I have a bunch of stupid questions about OpenType tables. Let's kick off with one about localisation in the
name
table: What character encoding should be used for non-Latin entries? The
specification says:
Note that OS/2 and Windows both require that all name strings be defined in Unicode. Thus all 'name' table strings for platform ID = 3 (Windows) will require two bytes per character. Macintosh fonts require single byte strings.
"Unicode" isn't an encoding, but "requires two bytes per character" suggests to me this is in UTF16 when platformID=3. Could or should that be made more explicit?
But the one about the Macintosh completely confuses me. Let's say I have a Japanese string. The spec suggests I could have a string which is for the Mac platform (platformID=1) and then I choose the appropriate language ID for the platform (languageID=11). Now I have to choose the encoding ID, which on this platform is a "script manager code." Looking in the table, there's a script manager code for Japanese which means I set encodingID=1. Now I need to encode the string itself in a "single byte string" encoding of Japanese, which as far as I'm aware doesn't exist.

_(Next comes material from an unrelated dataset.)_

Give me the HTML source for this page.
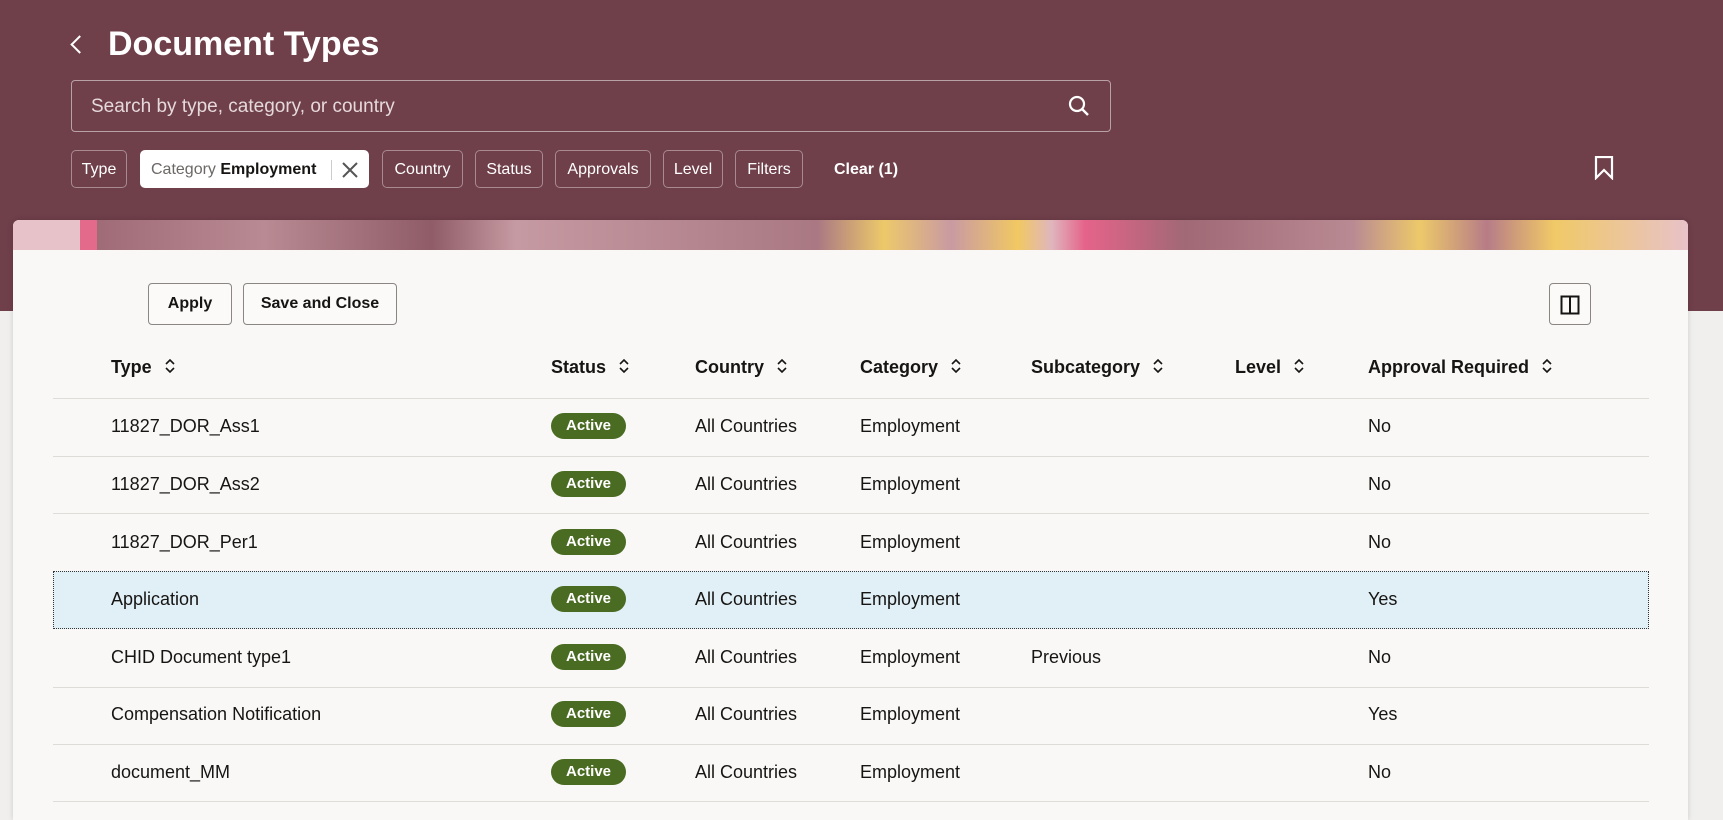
<!DOCTYPE html>
<html><head><meta charset="utf-8"><style>
*{box-sizing:border-box;margin:0;padding:0}
body{width:1723px;height:802px;overflow:hidden;background:#f0efed;font-family:"Liberation Sans",sans-serif;position:relative;color:#161513}
.hdr{position:absolute;left:0;top:0;width:1723px;height:311px;background:#6f3f4a}
.back{position:absolute;left:73px;top:38px;width:13px;height:13px;border-left:2.5px solid #fff;border-bottom:2.5px solid #fff;transform:rotate(45deg)}
.title{position:absolute;left:108px;top:25px;color:#fff;font-size:34px;font-weight:bold}
.search{position:absolute;left:71px;top:80px;width:1040px;height:52px;border:1px solid #b9a2a7;border-radius:4px;color:#e6d9dc;font-size:19px;padding:15px 0 0 19px}
.chip{position:absolute;top:150px;height:38px;border:1px solid #a88a91;border-radius:5px;color:#fff;font-size:16px;line-height:38px;text-align:center}
.chip.w{background:#fff;color:#161513;border-color:#fff;text-align:left;padding-left:10px}
.clear{position:absolute;left:834px;top:161px;color:#fff;font-weight:bold;font-size:16px}
.card{position:absolute;left:13px;top:220px;width:1675px;height:600px;background:#f9f8f6;border-radius:6px 6px 0 0;overflow:hidden;box-shadow:0 0 6px rgba(0,0,0,.15)}
.band{height:30px;background:linear-gradient(90deg,#e7c3c9 0,#e7c3c9 4%,#e36a8a 4%,#e36a8a 5%,#9f6b77 5%,#b98a93 15%,#8f5c67 25%,#c69aa2 30%,#a97883 48%,#edc96a 52%,#c99aa2 56%,#f1c863 60%,#dfb6bd 62%,#e5638a 64%,#a06975 70%,#b98a93 80%,#edc96a 84%,#b77c87 88%,#f0c967 92%,#e8c2c8 100%)}
.btn{position:absolute;top:63px;height:42px;border:1px solid #8a8683;border-radius:4px;background:#fbfaf9;font-size:16px;font-weight:bold;line-height:40px;text-align:center}
.th{position:absolute;top:137px;font-size:18px;font-weight:bold}
.th svg{margin-left:12px;vertical-align:-1px}
.line{position:absolute;left:40px;width:1596px;height:1px;background:#dedcd9}
.cell{position:absolute;font-size:18px}
.badge{position:absolute;left:538px;width:75px;height:26px;border-radius:13px;background:#4a6b22;color:#fff;font-size:15px;font-weight:bold;text-align:center;line-height:26px}
.sel{position:absolute;left:40px;top:351px;width:1596px;height:58px;background:#e1eff6;border:1px dotted #333}
</style></head><body>
<div class="hdr"></div>
<div class="back"></div>
<div class="title">Document Types</div>
<div class="search">Search by type, category, or country
<svg style="position:absolute;right:20px;top:14px" width="22" height="22" viewBox="0 0 22 22"><circle cx="9" cy="9" r="7" fill="none" stroke="#fff" stroke-width="2.2"/><path d="M14 14l6 6" stroke="#fff" stroke-width="2.4"/></svg></div>
<div class="chip" style="left:71px;width:56px">Type</div>
<div class="chip w" style="left:140px;width:229px"><span style="color:#6b6866">Category</span> <b>Employment</b><span style="position:absolute;left:190px;top:9px;height:20px;border-left:1px solid #ccc"></span><svg style="position:absolute;left:200px;top:10px" width="18" height="18"><path d="M2 2L16 16M16 2L2 16" stroke="#555" stroke-width="2"/></svg></div>
<div class="chip" style="left:382px;width:81px">Country</div>
<div class="chip" style="left:475px;width:68px">Status</div>
<div class="chip" style="left:555px;width:96px">Approvals</div>
<div class="chip" style="left:663px;width:60px">Level</div>
<div class="chip" style="left:735px;width:68px">Filters</div>
<div class="clear">Clear (1)</div>
<svg style="position:absolute;left:1594px;top:156px" width="20" height="24"><path d="M2 1H18V22L10 14L2 22Z" fill="none" stroke="#fff" stroke-width="2.2"/></svg>
<div class="card">
<div class="band"></div>
<div class="btn" style="left:135px;width:84px">Apply</div>
<div class="btn" style="left:230px;width:154px">Save and Close</div>
<div class="btn" style="left:1536px;width:42px"><svg style="margin-top:11px" width="20" height="20"><rect x="1.5" y="1.5" width="17" height="17" fill="none" stroke="#161513" stroke-width="2"/><path d="M10 1.5V18.5" stroke="#161513" stroke-width="2"/></svg></div>
<div class="th" style="left:98px">Type<svg width="12" height="16"><path d="M2 6L6 2L10 6M2 10L6 14L10 10" fill="none" stroke="#161513" stroke-width="1.6"/></svg></div>
<div class="th" style="left:538px">Status<svg width="12" height="16"><path d="M2 6L6 2L10 6M2 10L6 14L10 10" fill="none" stroke="#161513" stroke-width="1.6"/></svg></div>
<div class="th" style="left:682px">Country<svg width="12" height="16"><path d="M2 6L6 2L10 6M2 10L6 14L10 10" fill="none" stroke="#161513" stroke-width="1.6"/></svg></div>
<div class="th" style="left:847px">Category<svg width="12" height="16"><path d="M2 6L6 2L10 6M2 10L6 14L10 10" fill="none" stroke="#161513" stroke-width="1.6"/></svg></div>
<div class="th" style="left:1018px">Subcategory<svg width="12" height="16"><path d="M2 6L6 2L10 6M2 10L6 14L10 10" fill="none" stroke="#161513" stroke-width="1.6"/></svg></div>
<div class="th" style="left:1222px">Level<svg width="12" height="16"><path d="M2 6L6 2L10 6M2 10L6 14L10 10" fill="none" stroke="#161513" stroke-width="1.6"/></svg></div>
<div class="th" style="left:1355px">Approval Required<svg width="12" height="16"><path d="M2 6L6 2L10 6M2 10L6 14L10 10" fill="none" stroke="#161513" stroke-width="1.6"/></svg></div>
<div class="line" style="top:178px"></div>
<div class="sel"></div>
<div class="line" style="top:236px"></div>
<div class="line" style="top:293px"></div>
<div class="line" style="top:467px"></div>
<div class="line" style="top:524px"></div>
<div class="line" style="top:581px"></div>

<div class="cell" style="left:98px;top:196px">11827_DOR_Ass1</div><div class="badge" style="top:193px">Active</div><div class="cell" style="left:682px;top:196px">All Countries</div><div class="cell" style="left:847px;top:196px">Employment</div><div class="cell" style="left:1355px;top:196px">No</div>
<div class="cell" style="left:98px;top:254px">11827_DOR_Ass2</div><div class="badge" style="top:251px">Active</div><div class="cell" style="left:682px;top:254px">All Countries</div><div class="cell" style="left:847px;top:254px">Employment</div><div class="cell" style="left:1355px;top:254px">No</div>
<div class="cell" style="left:98px;top:312px">11827_DOR_Per1</div><div class="badge" style="top:309px">Active</div><div class="cell" style="left:682px;top:312px">All Countries</div><div class="cell" style="left:847px;top:312px">Employment</div><div class="cell" style="left:1355px;top:312px">No</div>
<div class="cell" style="left:98px;top:369px">Application</div><div class="badge" style="top:366px">Active</div><div class="cell" style="left:682px;top:369px">All Countries</div><div class="cell" style="left:847px;top:369px">Employment</div><div class="cell" style="left:1355px;top:369px">Yes</div>
<div class="cell" style="left:98px;top:427px">CHID Document type1</div><div class="badge" style="top:424px">Active</div><div class="cell" style="left:682px;top:427px">All Countries</div><div class="cell" style="left:847px;top:427px">Employment</div><div class="cell" style="left:1018px;top:427px">Previous</div><div class="cell" style="left:1355px;top:427px">No</div>
<div class="cell" style="left:98px;top:484px">Compensation Notification</div><div class="badge" style="top:481px">Active</div><div class="cell" style="left:682px;top:484px">All Countries</div><div class="cell" style="left:847px;top:484px">Employment</div><div class="cell" style="left:1355px;top:484px">Yes</div>
<div class="cell" style="left:98px;top:542px">document_MM</div><div class="badge" style="top:539px">Active</div><div class="cell" style="left:682px;top:542px">All Countries</div><div class="cell" style="left:847px;top:542px">Employment</div><div class="cell" style="left:1355px;top:542px">No</div>
</div>
</body></html>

What's going on here? Why do the Macintosh script manager codes even exist? Perennial question: does anything actually use them in practice, or should all non-Latin stuff be restricted to platformID=3 entries?
Comments
Illustrator:
Photoshop:
(Win 8.1)
MacOS provides a function to convert a string (NSString or CFString) to different encodings:
CFStringCreateExternalRepresentation
external_string_encodings
In which case "Macintosh fonts require single byte strings" is completely wrong.
These are legacy Macintosh encodings, before OS X. The ones listed in OT specs can be found there, at least 0 to 11 and 21 to 29. Unless you’re making a font for System 7, Mac OS 8 or Mac OS 9, don’t use these.
That said you may need a couple of names platformID=1, encodingID=0 for some Mac applications to be happy like mentioned before but the other encodingID are useless.
Remember that this part of the specs was written when Unicode was still a new thing.